The grey mullet looks like a softy. Seaweed eating, with big rubbery lips, and the nice but dim expression of a clodhopping puppy, it’s difficult to imagine a more benign fish. They are beautifully striped along the length of the body, and look a bit like a divvy version of the American striped bass.

Here in France they have a reputation for being terrible to eat, as they are the fish one sees mooching around the port eating chips and sewage pipe sea lettuce. Fair enough, I don’t think I’d eat one of them either, but my fish were caught, with a bit of bread on a hook, on an inlet, just 100 yards from the open sea. The first was beautiful, with a flavour and texture very similar to bass. Raw, I could taste the seaweed diet, but once cooked it was delicate, with deep white flesh, and really superb. We’ll have the other one tonight! Yum! It will be interesting to see if there is a disintegration in quality of the flavour between the first, eaten before rigor mortis even had chance to set in, and the second, eaten 2 days later, after the rigour has waned (I hope. As I write it’s still stiff – is that bad?). It’s still spanking fresh by the standards of shop-bought fish. I’m sure fish mongers often deliberately store fish before sale. Is this because they develop flavour, like beef? I’m afraid it’s a bit of a mystery to me...
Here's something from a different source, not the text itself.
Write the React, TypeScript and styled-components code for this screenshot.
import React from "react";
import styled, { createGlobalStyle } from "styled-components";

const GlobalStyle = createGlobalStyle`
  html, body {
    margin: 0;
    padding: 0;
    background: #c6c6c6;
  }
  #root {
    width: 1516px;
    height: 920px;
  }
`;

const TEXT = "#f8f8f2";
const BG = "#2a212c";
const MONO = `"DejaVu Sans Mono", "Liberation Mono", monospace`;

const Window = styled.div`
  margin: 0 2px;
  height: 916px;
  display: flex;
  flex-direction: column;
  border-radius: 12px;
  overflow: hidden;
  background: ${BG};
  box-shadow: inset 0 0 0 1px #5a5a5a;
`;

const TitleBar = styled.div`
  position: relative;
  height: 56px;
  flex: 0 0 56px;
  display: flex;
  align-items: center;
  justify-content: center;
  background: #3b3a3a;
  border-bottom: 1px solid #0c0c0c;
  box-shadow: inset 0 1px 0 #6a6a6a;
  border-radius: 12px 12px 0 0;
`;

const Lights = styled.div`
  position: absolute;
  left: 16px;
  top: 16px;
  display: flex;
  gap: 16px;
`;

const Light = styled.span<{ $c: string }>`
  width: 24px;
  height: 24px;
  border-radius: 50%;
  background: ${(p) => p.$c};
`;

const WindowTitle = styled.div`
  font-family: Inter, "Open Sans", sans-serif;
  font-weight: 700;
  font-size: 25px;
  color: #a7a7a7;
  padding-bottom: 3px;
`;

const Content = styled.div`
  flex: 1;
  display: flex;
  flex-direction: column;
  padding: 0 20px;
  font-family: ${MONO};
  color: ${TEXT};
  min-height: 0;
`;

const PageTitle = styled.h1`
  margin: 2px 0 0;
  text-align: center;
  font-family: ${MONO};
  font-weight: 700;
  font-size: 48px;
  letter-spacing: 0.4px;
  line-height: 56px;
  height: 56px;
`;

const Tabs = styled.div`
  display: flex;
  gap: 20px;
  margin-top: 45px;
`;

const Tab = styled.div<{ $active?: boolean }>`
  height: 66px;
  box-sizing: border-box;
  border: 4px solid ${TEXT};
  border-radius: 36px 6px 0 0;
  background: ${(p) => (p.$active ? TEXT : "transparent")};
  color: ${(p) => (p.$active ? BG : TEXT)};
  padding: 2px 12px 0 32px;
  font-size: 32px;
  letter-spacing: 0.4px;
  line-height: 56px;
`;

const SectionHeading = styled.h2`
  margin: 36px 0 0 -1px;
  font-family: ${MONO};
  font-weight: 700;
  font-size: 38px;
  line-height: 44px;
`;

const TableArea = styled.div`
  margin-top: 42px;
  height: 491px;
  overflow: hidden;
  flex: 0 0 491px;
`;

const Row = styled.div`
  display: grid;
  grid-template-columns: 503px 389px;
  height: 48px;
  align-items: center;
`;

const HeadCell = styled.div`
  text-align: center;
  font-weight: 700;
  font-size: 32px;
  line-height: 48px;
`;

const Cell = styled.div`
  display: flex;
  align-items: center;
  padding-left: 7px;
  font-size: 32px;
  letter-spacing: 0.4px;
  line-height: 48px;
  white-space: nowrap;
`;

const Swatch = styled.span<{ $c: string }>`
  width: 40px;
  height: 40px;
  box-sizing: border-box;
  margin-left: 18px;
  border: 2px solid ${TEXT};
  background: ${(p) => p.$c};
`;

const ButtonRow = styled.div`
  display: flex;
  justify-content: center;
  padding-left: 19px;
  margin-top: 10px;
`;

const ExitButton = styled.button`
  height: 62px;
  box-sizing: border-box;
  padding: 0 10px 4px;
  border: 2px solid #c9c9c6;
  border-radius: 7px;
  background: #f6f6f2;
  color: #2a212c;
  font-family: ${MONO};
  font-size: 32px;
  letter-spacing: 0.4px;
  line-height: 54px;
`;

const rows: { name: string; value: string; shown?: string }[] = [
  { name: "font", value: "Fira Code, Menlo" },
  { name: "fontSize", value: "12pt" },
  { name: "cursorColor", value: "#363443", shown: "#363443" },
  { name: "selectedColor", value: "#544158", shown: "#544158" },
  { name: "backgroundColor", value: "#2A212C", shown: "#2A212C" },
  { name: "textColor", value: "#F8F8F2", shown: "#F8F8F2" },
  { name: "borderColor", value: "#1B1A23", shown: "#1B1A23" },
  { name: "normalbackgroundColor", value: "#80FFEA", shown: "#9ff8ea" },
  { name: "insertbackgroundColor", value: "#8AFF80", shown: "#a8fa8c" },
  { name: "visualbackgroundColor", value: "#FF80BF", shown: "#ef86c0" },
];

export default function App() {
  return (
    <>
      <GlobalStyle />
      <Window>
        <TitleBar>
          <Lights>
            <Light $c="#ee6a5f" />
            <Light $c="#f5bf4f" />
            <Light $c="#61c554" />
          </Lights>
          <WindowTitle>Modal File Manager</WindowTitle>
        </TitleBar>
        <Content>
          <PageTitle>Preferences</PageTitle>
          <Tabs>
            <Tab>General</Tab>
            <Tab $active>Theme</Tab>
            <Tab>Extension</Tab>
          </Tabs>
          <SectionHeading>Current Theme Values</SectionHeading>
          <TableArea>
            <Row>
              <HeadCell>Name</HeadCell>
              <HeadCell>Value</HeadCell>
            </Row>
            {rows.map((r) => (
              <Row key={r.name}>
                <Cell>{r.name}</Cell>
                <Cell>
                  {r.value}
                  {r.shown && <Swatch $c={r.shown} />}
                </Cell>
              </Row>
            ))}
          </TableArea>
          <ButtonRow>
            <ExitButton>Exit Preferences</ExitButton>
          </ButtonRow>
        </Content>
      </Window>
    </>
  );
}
Of course I didn’t actually catch them. Have you not been paying attention? I stood by the water, not knowing what I was doing, doubtless with a particularly amusing choice of bait for the situation. A man who’d been set up nearby came over and offered me a share of his catch – his wife would moan if he came back with too much! Haha! What a nice man. (He must have had his eye on me. Did he take pity because I looked like a tool?) I sheepishly but gratefully accepted. He told me about the bread as bait, and that the mullet puts up a spiffing fight, making the fishing a crack-a-laugh! Combined with their dim-witted appearance, this made me feel a bit sad to be bopping it on the head, slicing through its gills to drain the blood before taking it home in a carrier bag. Not sad enough to not do it, I might add, but still...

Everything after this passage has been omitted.